- _GOAL_
From the entries below, tally how many lines contain "screenshot" and report only that figure.

======== SUPPLIED RECORDS ========

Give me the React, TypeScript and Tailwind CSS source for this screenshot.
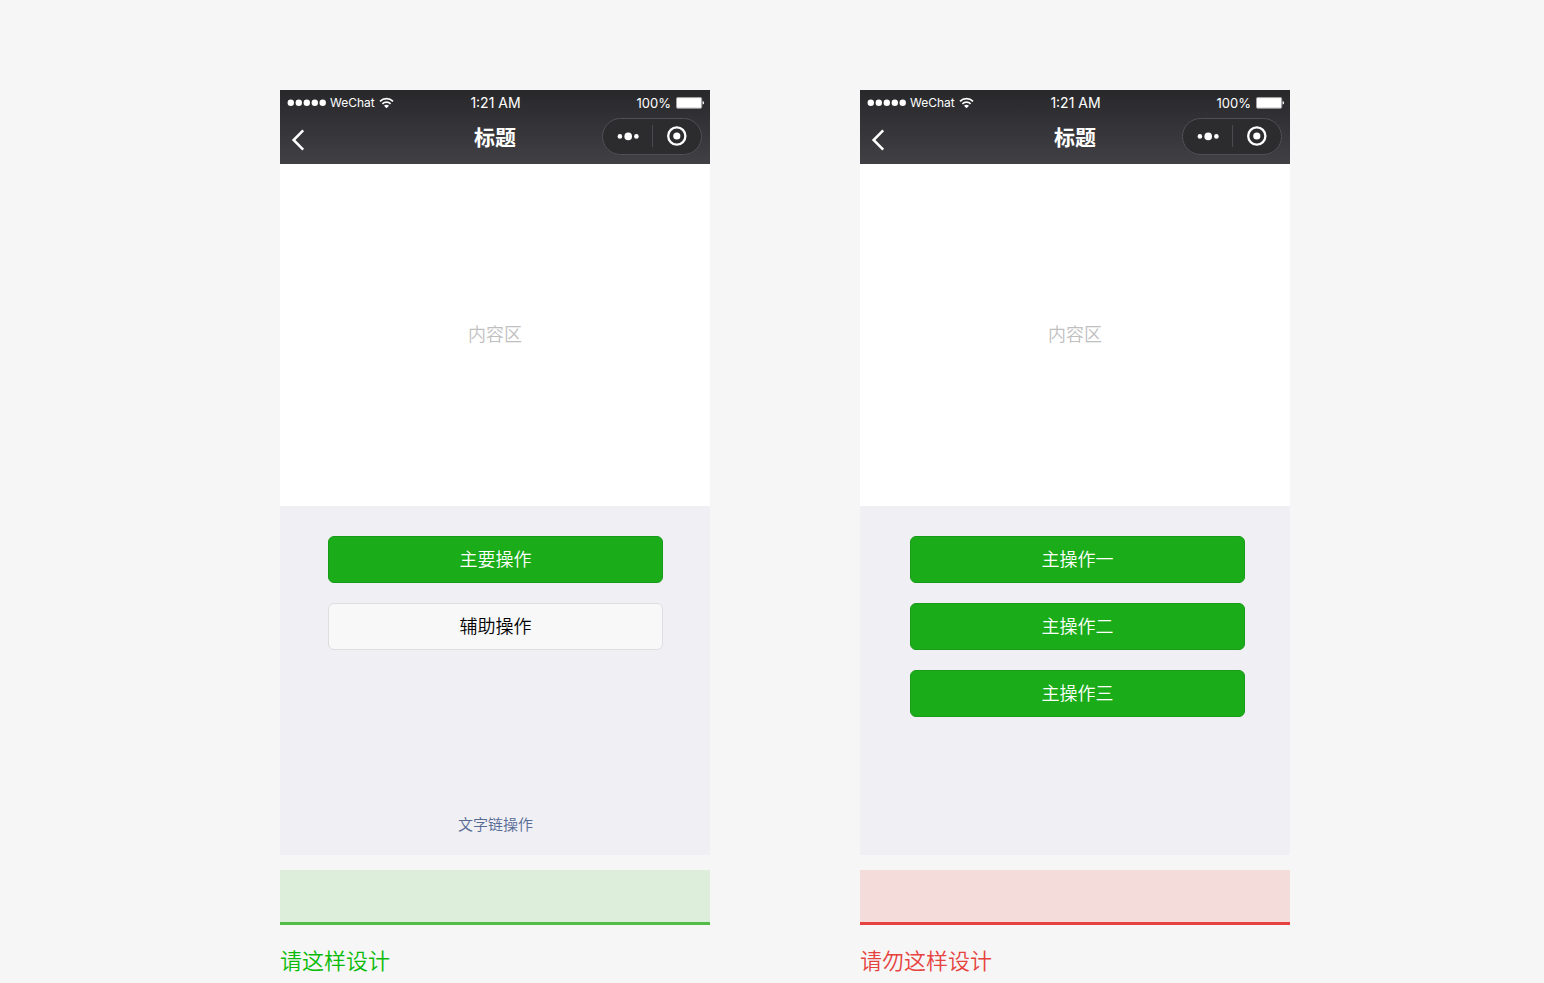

========
======== SUPPLIED RECORDS ========

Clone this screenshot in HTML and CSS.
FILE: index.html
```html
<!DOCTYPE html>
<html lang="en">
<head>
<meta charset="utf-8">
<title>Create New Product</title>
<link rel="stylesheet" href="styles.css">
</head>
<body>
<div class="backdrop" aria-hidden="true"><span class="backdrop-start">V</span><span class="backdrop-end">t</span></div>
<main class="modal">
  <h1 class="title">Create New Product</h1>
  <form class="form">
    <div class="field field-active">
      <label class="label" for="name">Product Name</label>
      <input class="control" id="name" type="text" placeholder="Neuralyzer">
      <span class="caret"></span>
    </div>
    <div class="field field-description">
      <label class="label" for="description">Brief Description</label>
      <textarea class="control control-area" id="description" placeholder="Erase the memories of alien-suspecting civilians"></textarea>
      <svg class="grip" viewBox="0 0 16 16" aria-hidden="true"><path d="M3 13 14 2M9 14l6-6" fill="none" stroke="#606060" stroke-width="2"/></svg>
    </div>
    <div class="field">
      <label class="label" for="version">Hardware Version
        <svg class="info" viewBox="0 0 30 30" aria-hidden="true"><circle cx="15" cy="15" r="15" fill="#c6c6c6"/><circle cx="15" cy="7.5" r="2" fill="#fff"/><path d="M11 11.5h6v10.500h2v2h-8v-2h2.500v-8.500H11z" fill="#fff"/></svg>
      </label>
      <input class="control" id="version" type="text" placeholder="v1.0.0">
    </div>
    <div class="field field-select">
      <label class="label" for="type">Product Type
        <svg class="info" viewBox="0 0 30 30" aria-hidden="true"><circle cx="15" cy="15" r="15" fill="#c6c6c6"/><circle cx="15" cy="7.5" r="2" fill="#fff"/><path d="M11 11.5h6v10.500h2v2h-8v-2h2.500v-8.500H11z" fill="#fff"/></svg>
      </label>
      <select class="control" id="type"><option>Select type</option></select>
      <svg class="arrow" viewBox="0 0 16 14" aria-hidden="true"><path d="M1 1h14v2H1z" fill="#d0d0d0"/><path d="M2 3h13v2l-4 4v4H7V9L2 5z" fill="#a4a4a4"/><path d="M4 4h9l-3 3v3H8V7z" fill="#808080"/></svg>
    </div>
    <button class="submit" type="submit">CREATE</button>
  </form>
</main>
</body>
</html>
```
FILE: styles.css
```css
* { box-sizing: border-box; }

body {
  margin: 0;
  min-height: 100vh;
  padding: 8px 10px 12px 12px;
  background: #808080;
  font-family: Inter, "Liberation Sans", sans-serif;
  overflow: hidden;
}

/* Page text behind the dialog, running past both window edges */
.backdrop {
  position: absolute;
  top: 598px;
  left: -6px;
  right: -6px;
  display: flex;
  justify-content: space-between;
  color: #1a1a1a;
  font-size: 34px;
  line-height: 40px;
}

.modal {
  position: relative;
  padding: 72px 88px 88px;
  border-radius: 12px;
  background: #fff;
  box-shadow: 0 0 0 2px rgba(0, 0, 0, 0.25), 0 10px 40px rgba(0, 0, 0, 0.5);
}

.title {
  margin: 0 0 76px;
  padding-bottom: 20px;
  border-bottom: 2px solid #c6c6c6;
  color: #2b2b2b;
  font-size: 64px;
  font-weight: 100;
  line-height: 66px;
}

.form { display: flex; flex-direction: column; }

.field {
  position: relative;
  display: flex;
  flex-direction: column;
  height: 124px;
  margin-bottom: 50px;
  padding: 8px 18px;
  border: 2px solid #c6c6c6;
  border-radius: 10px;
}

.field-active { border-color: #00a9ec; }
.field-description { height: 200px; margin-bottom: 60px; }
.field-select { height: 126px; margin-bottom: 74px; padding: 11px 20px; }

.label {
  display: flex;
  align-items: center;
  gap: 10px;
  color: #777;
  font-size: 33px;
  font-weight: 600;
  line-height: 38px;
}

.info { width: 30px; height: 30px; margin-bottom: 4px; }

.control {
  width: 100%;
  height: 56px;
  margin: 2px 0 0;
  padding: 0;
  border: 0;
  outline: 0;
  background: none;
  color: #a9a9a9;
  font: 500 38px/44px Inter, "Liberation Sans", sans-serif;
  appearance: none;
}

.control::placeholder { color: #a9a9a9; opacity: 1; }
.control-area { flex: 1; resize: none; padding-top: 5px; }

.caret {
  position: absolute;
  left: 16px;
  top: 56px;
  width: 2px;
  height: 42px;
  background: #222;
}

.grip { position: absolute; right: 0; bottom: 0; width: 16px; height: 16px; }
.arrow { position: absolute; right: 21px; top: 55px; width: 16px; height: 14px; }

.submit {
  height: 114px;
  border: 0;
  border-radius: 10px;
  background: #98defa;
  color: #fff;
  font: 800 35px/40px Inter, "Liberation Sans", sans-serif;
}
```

========
======== SUPPLIED RECORDS ========

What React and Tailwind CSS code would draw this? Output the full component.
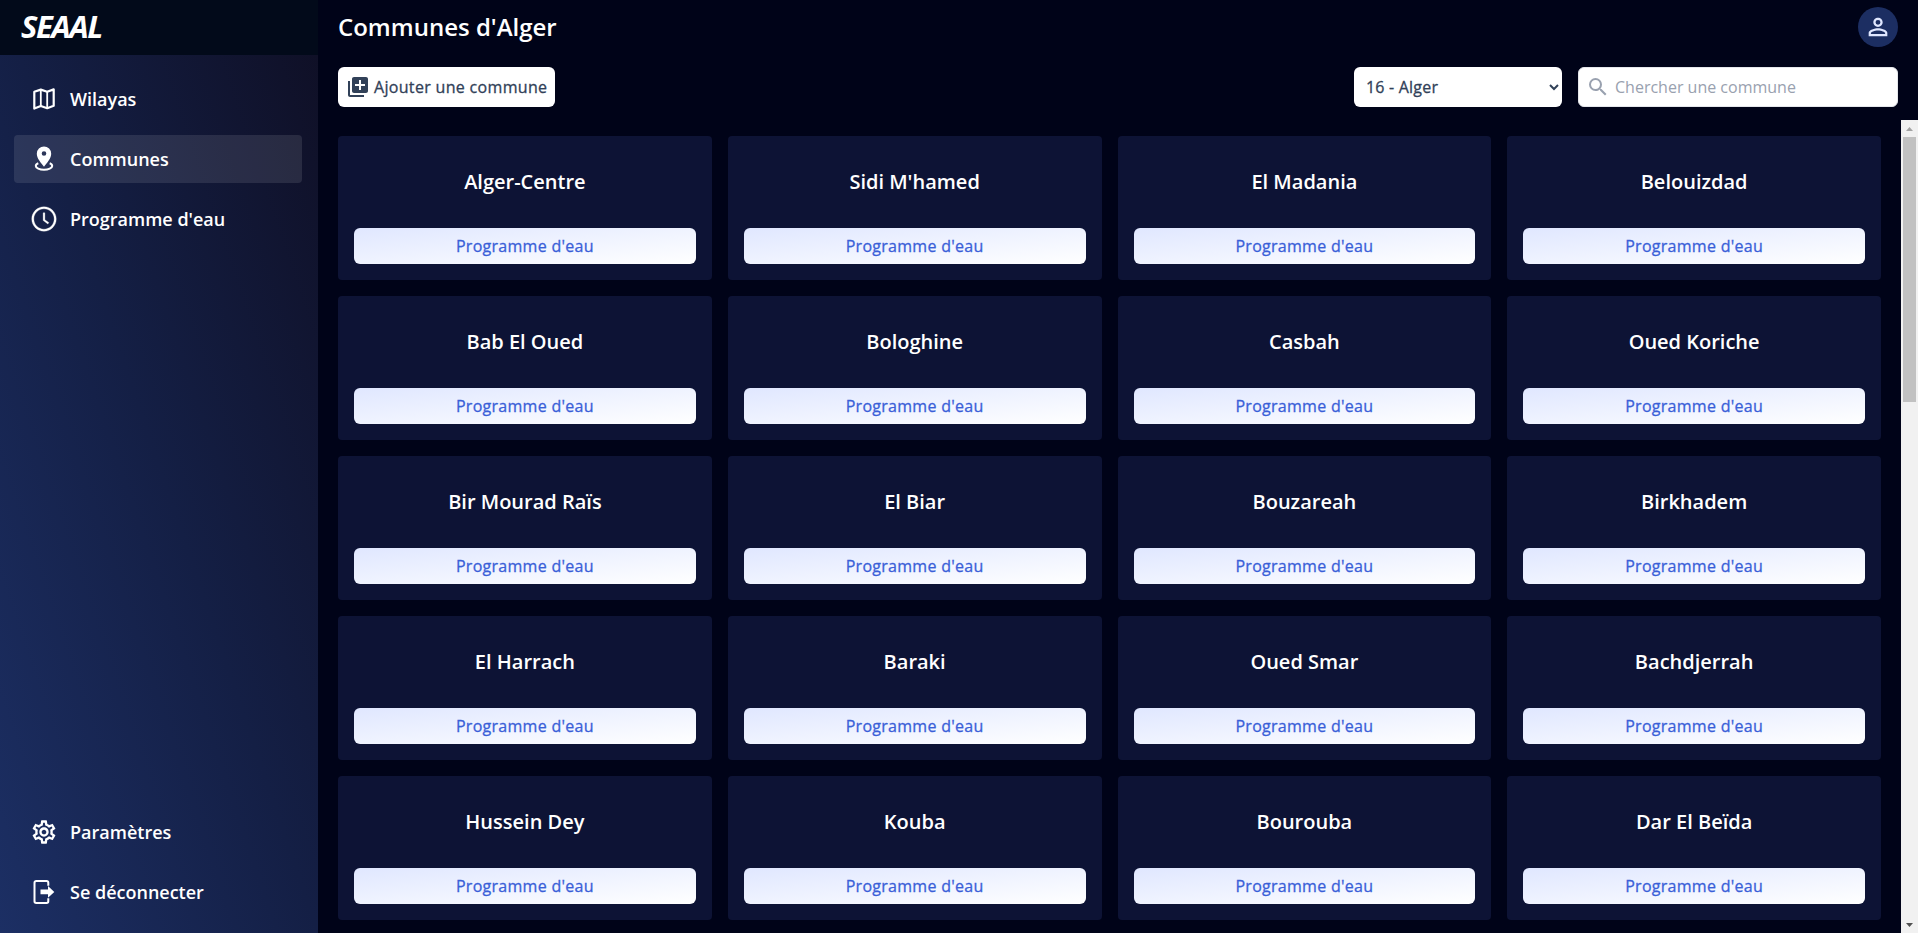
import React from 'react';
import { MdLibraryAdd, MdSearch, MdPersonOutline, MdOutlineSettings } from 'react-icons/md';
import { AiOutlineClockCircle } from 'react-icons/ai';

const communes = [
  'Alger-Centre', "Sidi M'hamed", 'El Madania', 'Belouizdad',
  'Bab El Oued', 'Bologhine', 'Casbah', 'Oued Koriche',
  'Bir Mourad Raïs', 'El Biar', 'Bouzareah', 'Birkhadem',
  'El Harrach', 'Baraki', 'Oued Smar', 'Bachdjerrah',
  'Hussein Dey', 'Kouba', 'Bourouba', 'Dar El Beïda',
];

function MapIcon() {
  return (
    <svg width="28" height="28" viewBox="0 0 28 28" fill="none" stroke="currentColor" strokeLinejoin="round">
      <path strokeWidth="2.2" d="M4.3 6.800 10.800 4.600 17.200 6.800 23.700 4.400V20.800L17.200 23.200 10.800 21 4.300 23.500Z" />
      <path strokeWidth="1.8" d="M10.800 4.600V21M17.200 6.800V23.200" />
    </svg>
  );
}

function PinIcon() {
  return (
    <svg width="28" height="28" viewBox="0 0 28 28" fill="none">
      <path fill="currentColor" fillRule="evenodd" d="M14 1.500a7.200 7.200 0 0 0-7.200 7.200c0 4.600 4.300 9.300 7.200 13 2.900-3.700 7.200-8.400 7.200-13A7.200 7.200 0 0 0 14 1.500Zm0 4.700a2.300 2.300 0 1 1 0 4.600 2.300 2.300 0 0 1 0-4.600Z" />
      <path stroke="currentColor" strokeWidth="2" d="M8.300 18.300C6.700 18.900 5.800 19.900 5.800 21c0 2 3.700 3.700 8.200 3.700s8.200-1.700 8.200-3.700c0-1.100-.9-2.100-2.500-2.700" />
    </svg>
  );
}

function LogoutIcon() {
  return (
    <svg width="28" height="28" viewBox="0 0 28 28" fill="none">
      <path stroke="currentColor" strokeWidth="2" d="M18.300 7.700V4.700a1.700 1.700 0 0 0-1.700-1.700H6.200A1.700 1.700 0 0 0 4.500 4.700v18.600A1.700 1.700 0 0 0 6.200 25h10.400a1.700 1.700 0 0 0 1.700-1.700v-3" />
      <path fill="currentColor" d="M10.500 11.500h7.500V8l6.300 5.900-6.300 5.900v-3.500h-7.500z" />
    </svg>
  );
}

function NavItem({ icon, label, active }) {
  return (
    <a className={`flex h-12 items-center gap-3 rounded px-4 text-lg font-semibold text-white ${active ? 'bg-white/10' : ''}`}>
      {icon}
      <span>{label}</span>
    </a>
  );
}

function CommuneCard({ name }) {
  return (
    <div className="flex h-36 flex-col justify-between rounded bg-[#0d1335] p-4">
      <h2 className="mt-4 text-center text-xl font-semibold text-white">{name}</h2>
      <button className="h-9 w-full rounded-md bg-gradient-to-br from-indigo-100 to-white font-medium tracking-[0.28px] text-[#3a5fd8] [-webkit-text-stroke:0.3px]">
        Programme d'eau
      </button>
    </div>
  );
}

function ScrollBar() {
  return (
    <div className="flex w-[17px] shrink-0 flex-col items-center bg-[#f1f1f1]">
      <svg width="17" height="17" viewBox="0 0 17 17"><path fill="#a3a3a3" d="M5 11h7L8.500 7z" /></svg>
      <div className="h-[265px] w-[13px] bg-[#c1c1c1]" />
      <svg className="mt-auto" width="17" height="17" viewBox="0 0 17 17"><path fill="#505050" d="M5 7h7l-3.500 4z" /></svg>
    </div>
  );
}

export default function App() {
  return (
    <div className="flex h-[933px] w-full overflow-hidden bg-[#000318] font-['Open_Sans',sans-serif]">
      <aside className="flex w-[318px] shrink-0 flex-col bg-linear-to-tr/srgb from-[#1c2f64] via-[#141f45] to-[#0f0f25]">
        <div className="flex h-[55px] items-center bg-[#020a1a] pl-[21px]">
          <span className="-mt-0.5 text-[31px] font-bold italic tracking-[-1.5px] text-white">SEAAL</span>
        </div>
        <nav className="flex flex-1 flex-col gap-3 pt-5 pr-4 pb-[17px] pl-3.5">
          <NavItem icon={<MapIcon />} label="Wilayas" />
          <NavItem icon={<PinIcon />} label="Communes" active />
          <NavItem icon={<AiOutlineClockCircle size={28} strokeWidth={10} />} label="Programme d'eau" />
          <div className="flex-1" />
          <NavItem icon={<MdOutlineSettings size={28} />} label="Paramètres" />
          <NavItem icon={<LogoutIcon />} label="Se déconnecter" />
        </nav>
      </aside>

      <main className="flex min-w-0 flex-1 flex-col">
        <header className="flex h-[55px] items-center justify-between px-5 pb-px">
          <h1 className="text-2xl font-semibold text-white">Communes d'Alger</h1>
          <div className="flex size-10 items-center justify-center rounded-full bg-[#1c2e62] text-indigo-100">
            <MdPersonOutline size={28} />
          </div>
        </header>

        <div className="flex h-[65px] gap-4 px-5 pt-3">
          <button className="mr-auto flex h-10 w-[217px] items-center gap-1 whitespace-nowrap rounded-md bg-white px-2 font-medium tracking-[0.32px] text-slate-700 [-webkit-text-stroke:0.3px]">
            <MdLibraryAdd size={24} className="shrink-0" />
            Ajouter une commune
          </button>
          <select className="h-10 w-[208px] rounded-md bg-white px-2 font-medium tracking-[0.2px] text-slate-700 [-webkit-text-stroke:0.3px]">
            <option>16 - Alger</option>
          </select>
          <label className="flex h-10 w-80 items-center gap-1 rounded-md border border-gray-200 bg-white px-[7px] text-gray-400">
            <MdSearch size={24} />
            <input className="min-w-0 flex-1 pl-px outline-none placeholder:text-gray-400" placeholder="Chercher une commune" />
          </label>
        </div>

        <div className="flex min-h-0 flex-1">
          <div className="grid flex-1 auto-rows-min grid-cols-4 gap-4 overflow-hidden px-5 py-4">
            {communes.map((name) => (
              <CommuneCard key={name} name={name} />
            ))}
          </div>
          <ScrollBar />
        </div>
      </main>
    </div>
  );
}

========

- _ANSWER FOR THE TASK_
2